I disagree. Let me tell you why.
First, I think you're drawing lines where they don't really need to be drawn. Toxic masculinity is inherently homophobic. I don't really see a need to distinguish the two.
Second, when people label all male-male affection as "gay," they're sexualizing normal platonic behaviors.
Imagine a society in which there is zero discrimination against gay people, but male-male affection is still seen as "gay." In that society, straight men would still avoid male-male affection, because nobody wants to send the wrong message about their identity. (I know I hate it when people assume I'm straight and ask what kind of girls I like.)
How is that homophobic? Because now, only gay men can be affectionate with other men in public. And that means gay men are the only ones who will immediately reveal their orientation by showing affection to their friends. It draws unnecessary attention to gay couples and puts them in the spotlight.

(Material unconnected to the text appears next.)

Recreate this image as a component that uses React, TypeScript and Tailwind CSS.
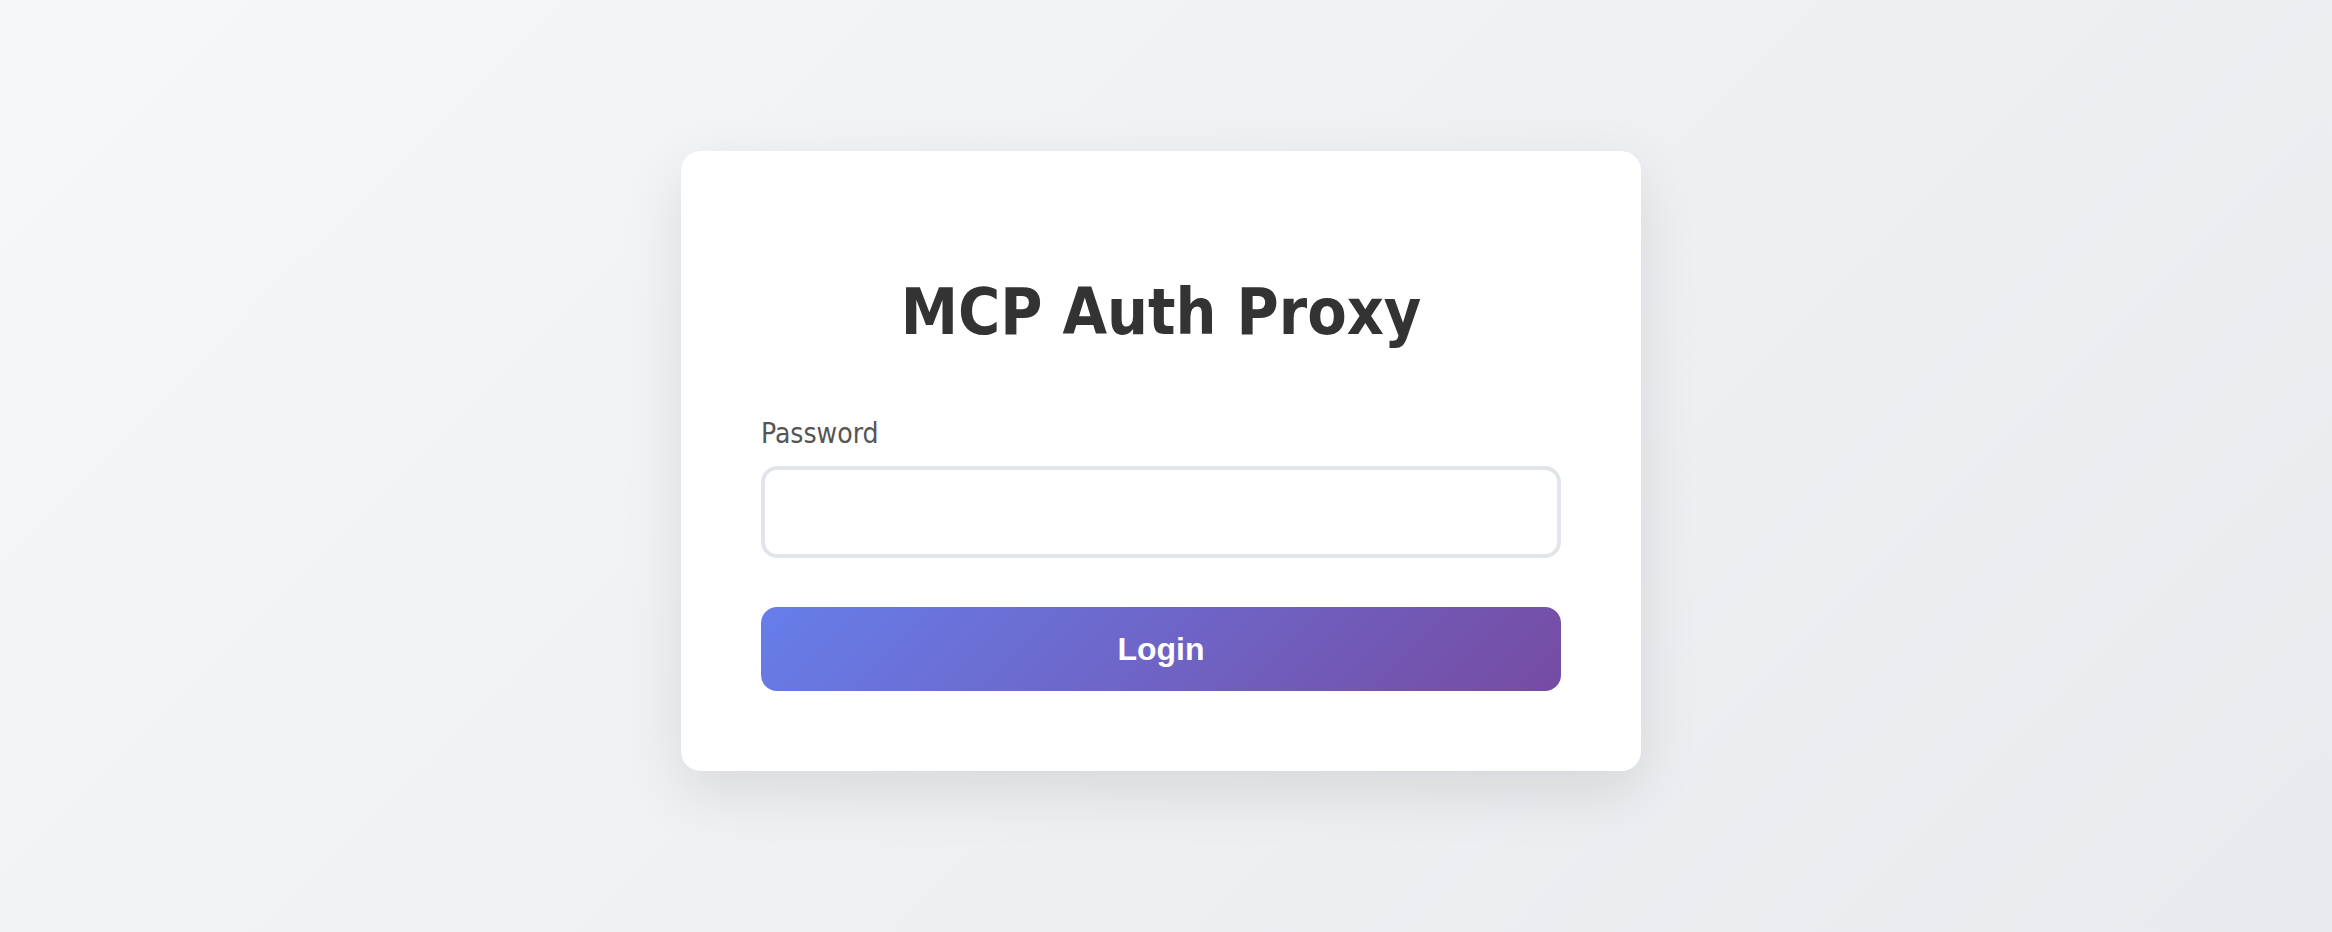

Now let's get back to our society, in which being gay is still not 100% okay. Putting gay men in the spotlight will make them apprehensive about simply being themselves in public. You might as well force them to wear a pink triangle on their shirt sleeves.
And yes, that's true even if it's a gay man making this statement. He's hurting himself by not letting straight men show platonic affection.
To give you an even simpler analogy:
Imagine if wearing blue meant "I'm a doctor." Of course, there's no stigma associated with being a doctor, but eventually non-doctors would stop wearing blue because they wouldn't want people to think they can offer medical advice or save a life.
Then doctors would be immediately identifiable every time they wore blue, which in itself is a form of discrimination. Then, they might stop wearing blue also just to avoid being singled out. So now we have a society in which no one can wear a really nice and versatile color just because we made weird assumptions about it.